Most of the oil-bearing sandstones were rich in quartz overgrowths, calcite, chlorite, and kaolinitic cement, as well as large amounts of dark brown–black asphalt remaining on the edges of the pores. As illustrated in Figure 5b, two single quartz crystals continued to grow on the surface of the particles coated by a hydrocarbon-infiltrated chlorite membrane. After the first phase of quartz overgrowth precipitation, thin chlorite coatings, representing an alkaline environment, precipitated on the surface of the first-phase quartz overgrowth. The chlorite coating was followed by the second-phase quartz overgrowth, representing a weakly acidic environment. The calcite cement in the remaining intergranular pores indicated that it had formed after the second phase of quartz overgrowth. The irregular edges of the calcite cement indicated that another phase of dissolution occurred after the precipitation (Figure 5c). The formation of the calcite cement in the oil-bearing sandstones also exhibited multiple phases. As shown in Figure 5d, the calcite is a micro-calcite, representing early precipitation, and occupied by large intergranular pores, and the sparry calcite, representing late precipitation, occupied little porosity.

4.3.2. Fluorescence of the Pore Asphalt and Hydrocarbon-Bearing Fluid Inclusions

The main feature of the oil-bearing sandstones was that hydrocarbon charging had occurred in multiple phases during the diagenetic process: the samples contained different types of asphalt and hydrocarbon fluid inclusions (HFIs). The oil-bearing sandstones exhibit strong fluorescence under UV light, with at least two colors. Under transmitted light, the pore asphalt was opaque and dark brown to black, while under UV light, it showed two distinct characteristics (Figure 6a). Most of the edges of carbonaceous bitumen were irregular and exhibited light-yellow fluorescence (Figure 6b), possibly resulting from the dissolution of oil asphalt. This phenomenon is common in the Chang 9 oil-bearing sandstones.

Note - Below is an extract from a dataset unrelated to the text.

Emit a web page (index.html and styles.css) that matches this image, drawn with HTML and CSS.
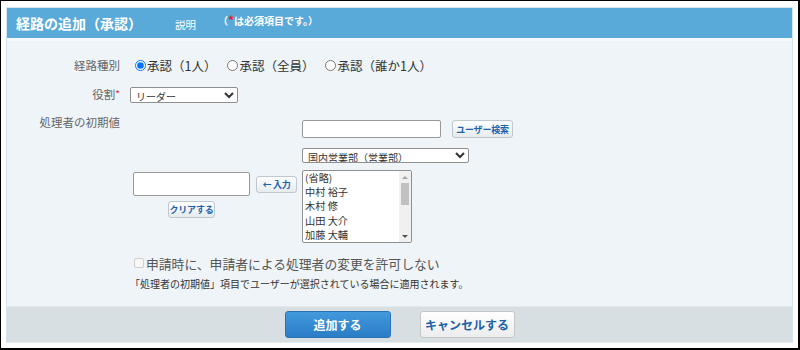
FILE: index.html
```html
<!DOCTYPE html>
<html lang="ja">
<head>
<meta charset="utf-8">
<link rel="stylesheet" href="styles.css">
</head>
<body>
<div class="frame">
  <div class="panel">
    <div class="header">
      <h1 class="title">経路の追加（承認）</h1>
      <span class="help">説明</span>
      <span class="req-note">（<span class="req-star">*</span>は必須項目です。）</span>
    </div>
    <div class="content">
      <div class="row row-kind">
        <div class="label">経路種別</div>
        <div class="value radios">
          <label class="radio"><input type="radio" name="kind" checked>承認（1人）</label>
          <label class="radio"><input type="radio" name="kind">承認（全員）</label>
          <label class="radio"><input type="radio" name="kind">承認（誰か1人）</label>
        </div>
      </div>
      <div class="row row-role">
        <div class="label">役割<span class="star">*</span></div>
        <div class="value">
          <select class="sel sel-role"><option>リーダー</option></select>
        </div>
      </div>
      <div class="row row-user">
        <div class="label label-top">処理者の初期値</div>
        <div class="value picker">
          <div class="picked">
            <div class="picked-line">
              <input type="text" class="txt txt-picked">
              <button class="mini btn-in">← 入力</button>
            </div>
            <button class="mini btn-clear">クリアする</button>
          </div>
          <div class="source">
            <div class="search-line">
              <input type="text" class="txt txt-search">
              <button class="mini btn-search">ユーザー検索</button>
            </div>
            <select class="sel sel-dept"><option>国内営業部（営業部）</option></select>
            <div class="listbox" role="listbox">
              <div class="options">
                <div class="opt" role="option">(省略)</div>
                <div class="opt" role="option">中村 裕子</div>
                <div class="opt" role="option">木村 修</div>
                <div class="opt" role="option">山田 大介</div>
                <div class="opt" role="option">加藤 大輔</div>
              </div>
              <div class="scrollbar">
                <span class="arrow up"></span>
                <span class="thumb"></span>
                <span class="track-rest"></span>
                <span class="arrow down"></span>
              </div>
            </div>
          </div>
        </div>
      </div>
      <div class="row row-check">
        <div class="label"></div>
        <div class="value">
          <label class="check"><input type="checkbox" class="cb">申請時に、申請者による処理者の変更を許可しない</label>
        </div>
      </div>
      <div class="row row-note">
        <div class="label"></div>
        <div class="value note">「処理者の初期値」項目でユーザーが選択されている場合に適用されます。</div>
      </div>
    </div>
    <div class="footer">
      <button class="btn btn-primary">追加する</button>
      <button class="btn btn-cancel">キャンセルする</button>
    </div>
  </div>
</div>
</body>
</html>
```

FILE: styles.css
```css
html, body {
  margin: 0;
  padding: 0;
  background: #fff;
}
body {
  font-family: "Noto Sans CJK JP", "Noto Sans", sans-serif;
  color: #333;
}
.frame {
  width: 800px;
  height: 350px;
  box-sizing: border-box;
  border-style: solid;
  border-color: #000;
  border-width: 1px 2px 2px 1px;
  background: #fff;
  padding: 6px 0 0 5px;
}
.panel {
  width: 787px;
  box-sizing: border-box;
  border: 1px solid #d4e4f0;
  border-bottom-color: #e6ebee;
}
.header {
  height: 30px;
  background: #5aaad9;
  border-bottom: 3px solid #f6f9fb;
  display: flex;
  align-items: center;
  padding-left: 9px;
  color: #fff;
}
.title {
  margin: 0;
  font-size: 14px;
  font-weight: bold;
  line-height: 30px;
  width: 159px;
  white-space: nowrap;
}
.help {
  font-size: 10.5px;
  width: 43px;
  padding-top: 2px;
}
.req-note {
  align-self: flex-start;
  padding-top: 5px;
  font-size: 10px;
  font-weight: bold;
  line-height: 14px;
  white-space: nowrap;
}
.req-star {
  color: #e4202a;
  font-size: 12px;
}
.star {
  color: #e4202a;
  font-size: 10px;
  vertical-align: top;
}
.content {
  height: 265px;
  box-sizing: border-box;
  background: #eff4f8;
  padding-top: 14px;
}
.row {
  display: flex;
}
.label {
  width: 123px;
  flex: none;
  box-sizing: border-box;
  padding-right: 10px;
  text-align: right;
  font-size: 11.5px;
  color: #666;
}
.value {
  flex: 1;
}
.row-kind {
  height: 20px;
  align-items: center;
}
.radios {
  display: flex;
  align-items: center;
  font-size: 12.5px;
  color: #333;
}
.radio {
  display: flex;
  align-items: center;
  margin-right: 6px;
}
.radio input {
  width: 11px;
  height: 11px;
  margin: 0 1px 0 5px;
}
.row-role {
  margin-top: 11px;
  height: 16px;
  align-items: center;
}
.sel {
  font-family: inherit;
  font-size: 10px;
  color: #333;
  background: #fff;
  border: 1px solid #8f8f8f;
  border-radius: 2px;
  padding: 0 1px;
  box-sizing: border-box;
}
.sel-role {
  width: 108px;
  height: 16px;
}
.row-user {
  margin-top: 13px;
}
.label-top {
  line-height: 14px;
}
.picker {
  display: flex;
  gap: 5px;
}
.picked {
  width: 164px;
  margin-left: 3px;
  padding-top: 57px;
}
.picked-line {
  display: flex;
  align-items: center;
  gap: 6px;
}
.txt {
  box-sizing: border-box;
  border: 1px solid #999;
  border-radius: 2px;
  background: #fff;
  margin: 0;
  padding: 0 3px;
  font-family: inherit;
}
.txt-picked {
  width: 117px;
  height: 24px;
}
.mini {
  box-sizing: border-box;
  height: 17px;
  padding: 0;
  margin: 0;
  border: 1px solid #bfc8cf;
  border-radius: 3px;
  background: linear-gradient(#fdfefe, #e6ebef);
  color: #1b63ad;
  font-family: inherit;
  font-size: 9px;
  font-weight: bold;
  line-height: 15px;
  white-space: nowrap;
  letter-spacing: -0.2px;
}
.btn-in {
  width: 41px;
}
.btn-clear {
  display: block;
  width: 47px;
  margin: 5px 0 0 35px;
}
.source {
  padding-top: 5px;
  display: flex;
  flex-direction: column;
  align-items: flex-start;
}
.search-line {
  display: flex;
  gap: 11px;
}
.txt-search {
  width: 139px;
  height: 18px;
}
.btn-search {
  width: 61px;
  height: 18px;
}
.sel-dept {
  margin-top: 10px;
  width: 167px;
  height: 15px;
}
.listbox {
  margin-top: 7px;
  width: 110px;
  height: 73px;
  box-sizing: border-box;
  border: 1px solid #8f8f8f;
  border-radius: 2px;
  background: #fff;
  display: flex;
  overflow: hidden;
}
.options {
  flex: 1;
  font-size: 10.2px;
  color: #333;
}
.opt {
  padding-left: 2px;
  height: 14.2px;
  line-height: 14.2px;
  white-space: nowrap;
}
.scrollbar {
  width: 12px;
  flex: none;
  background: #f0f0f0;
  display: flex;
  flex-direction: column;
  align-items: center;
}
.arrow {
  width: 12px;
  height: 12px;
  flex: none;
  display: flex;
  align-items: center;
  justify-content: center;
}
.arrow::before {
  content: "";
  width: 0;
  height: 0;
  border-left: 3px solid transparent;
  border-right: 3px solid transparent;
}
.arrow.up::before {
  border-bottom: 3px solid #a3a3a3;
}
.arrow.down::before {
  border-top: 3px solid #505050;
}
.thumb {
  width: 8px;
  height: 22px;
  background: #c1c1c1;
  flex: none;
}
.track-rest {
  flex: 1;
}
.row-check {
  margin-top: 12px;
  height: 16px;
  align-items: center;
}
.check {
  display: flex;
  align-items: center;
  font-size: 12.8px;
  color: #555;
}
.cb {
  -webkit-appearance: none;
  appearance: none;
  width: 10px;
  height: 10px;
  margin: 0 2px 0 4px;
  border: 1px solid #cfcfcf;
  border-radius: 2px;
  background: #f7f7f7;
}
.row-note {
  margin-top: 5px;
  height: 14px;
  align-items: center;
}
.note {
  font-size: 10px;
  color: #333;
}
.footer {
  height: 36px;
  box-sizing: border-box;
  background: #d8dfe3;
  border-top: 1px solid #e2e8eb;
  display: flex;
  justify-content: center;
  gap: 29px;
  padding-top: 4px;
}
.btn {
  box-sizing: border-box;
  height: 27px;
  border-radius: 3px;
  font-family: inherit;
  font-size: 12px;
  font-weight: bold;
  padding: 0;
}
.btn-primary {
  width: 106px;
  border: 1px solid #2a72b4;
  background: linear-gradient(#4299dc, #2a7dc6);
  color: #fff;
}
.btn-cancel {
  width: 95px;
  border: 1px solid #c4c8cb;
  background: linear-gradient(#ffffff, #ebeced);
  color: #1d62a8;
}
```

A large amount of authigenic kaolinite filling was common in the intergranular pores of some of the oil-bearing sandstones. The authigenic kaolinite contaminated by hydrocarbons in the center of the intergranular pores was light brown under transitional light and bright blue under UV light, while at the interface with particles, it was dark brown under transitional light and light-yellow under UV light (Figure 6c). Membrane-like dry asphalt in intergranular pores, observed using SEM, forms dry shrinkage fractures that expose impregnated chlorite aggregates (Figure 6d) and provide nuclei for cementation minerals such as calcite and kaolinite.
The HFIs are mostly dark orange, yellowish green to light yellow, and blue to bright blue under UV light irradiation (Figure 6e), with peak wavelengths (λmax) of 596.68, 538.24, and 470.46 nm, respectively. Differently fluorescing HFIs, corresponding to different porous asphalts (i.e., carboniferous pitch, yellow-fluorescence porous asphalt, and blue-fluorescence porous asphalt), usually appearing in cementation minerals or healed cracks with different phases, reflected three hydrocarbon charging events. The light-yellow fluorescing HFI (λmax = 536.33 nm), shown in Figure 6f, grew in the contact between the quartz grains and quartz overgrowths, while the HFI in the sealed microfractures cross-cutting the quartz grains, and quartz overgrowths fluoresced blue (λmax = 468.28 nm). It was concluded that the hydrocarbon charge represented by the light-yellow fluorescent porous asphalt occurred before the quartz overgrowth, while the blue-fluorescent porous asphalt occurred after the quartz overgrowth.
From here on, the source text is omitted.